Supplied entries =
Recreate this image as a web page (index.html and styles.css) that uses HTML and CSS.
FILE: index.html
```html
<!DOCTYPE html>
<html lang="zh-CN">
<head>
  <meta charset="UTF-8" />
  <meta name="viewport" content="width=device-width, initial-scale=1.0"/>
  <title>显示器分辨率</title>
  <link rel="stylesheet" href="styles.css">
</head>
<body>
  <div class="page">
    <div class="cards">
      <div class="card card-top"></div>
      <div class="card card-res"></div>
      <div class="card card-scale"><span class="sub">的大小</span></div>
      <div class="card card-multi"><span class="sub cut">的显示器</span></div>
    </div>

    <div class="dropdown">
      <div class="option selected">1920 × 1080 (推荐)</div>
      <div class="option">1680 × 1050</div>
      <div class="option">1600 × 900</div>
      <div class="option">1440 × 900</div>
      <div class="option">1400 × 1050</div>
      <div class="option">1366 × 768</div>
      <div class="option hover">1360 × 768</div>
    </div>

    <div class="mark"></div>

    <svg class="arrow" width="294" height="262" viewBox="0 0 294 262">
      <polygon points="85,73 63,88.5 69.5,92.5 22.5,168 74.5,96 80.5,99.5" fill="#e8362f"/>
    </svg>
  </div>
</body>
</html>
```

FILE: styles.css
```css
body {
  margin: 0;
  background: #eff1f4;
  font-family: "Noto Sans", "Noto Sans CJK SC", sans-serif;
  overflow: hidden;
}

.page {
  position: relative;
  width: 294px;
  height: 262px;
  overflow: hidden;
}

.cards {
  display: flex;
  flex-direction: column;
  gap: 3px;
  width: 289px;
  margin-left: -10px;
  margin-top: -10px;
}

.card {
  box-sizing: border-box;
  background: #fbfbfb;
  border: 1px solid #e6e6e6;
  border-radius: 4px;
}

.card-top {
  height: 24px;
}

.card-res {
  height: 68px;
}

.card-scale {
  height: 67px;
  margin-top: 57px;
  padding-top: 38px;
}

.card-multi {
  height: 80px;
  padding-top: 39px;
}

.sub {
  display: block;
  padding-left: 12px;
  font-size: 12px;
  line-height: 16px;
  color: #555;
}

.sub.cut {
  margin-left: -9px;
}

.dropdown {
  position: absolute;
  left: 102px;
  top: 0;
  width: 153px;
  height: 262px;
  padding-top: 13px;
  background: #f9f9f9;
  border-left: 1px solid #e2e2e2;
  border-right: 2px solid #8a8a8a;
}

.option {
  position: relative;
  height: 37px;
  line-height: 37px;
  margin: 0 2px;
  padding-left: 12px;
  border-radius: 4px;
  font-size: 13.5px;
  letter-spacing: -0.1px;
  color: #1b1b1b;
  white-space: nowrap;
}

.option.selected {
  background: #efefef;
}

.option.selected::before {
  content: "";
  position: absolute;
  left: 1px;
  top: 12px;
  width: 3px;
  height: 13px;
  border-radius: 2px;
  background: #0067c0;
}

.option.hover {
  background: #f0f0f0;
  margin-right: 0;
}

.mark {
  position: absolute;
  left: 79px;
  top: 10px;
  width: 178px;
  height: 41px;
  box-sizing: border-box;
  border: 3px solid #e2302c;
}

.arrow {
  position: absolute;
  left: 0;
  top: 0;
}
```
---
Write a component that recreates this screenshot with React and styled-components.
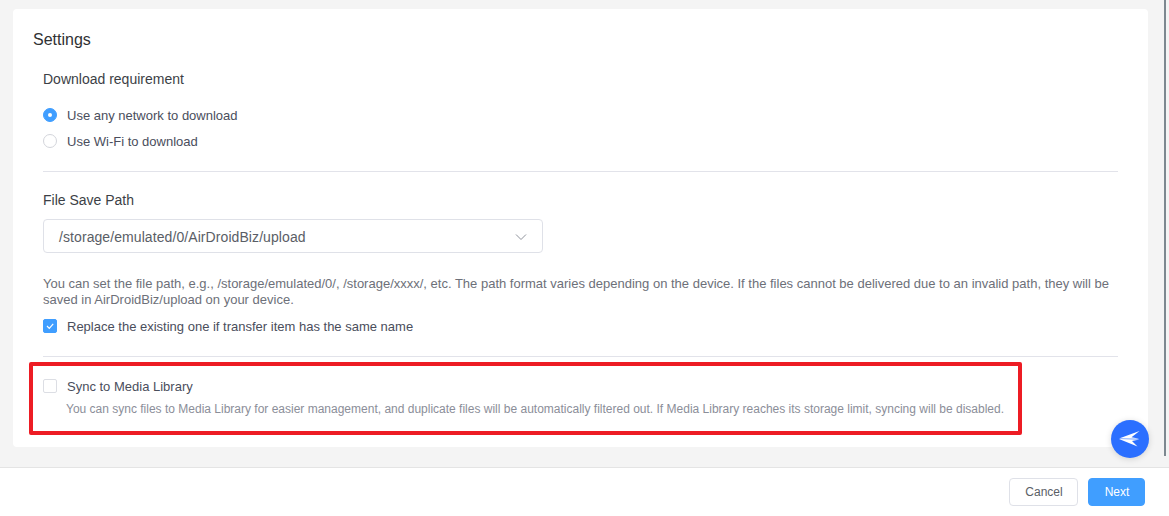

Requirement =
Give only the count of lines in which the string "that" appears.

Solution for this exercise =
2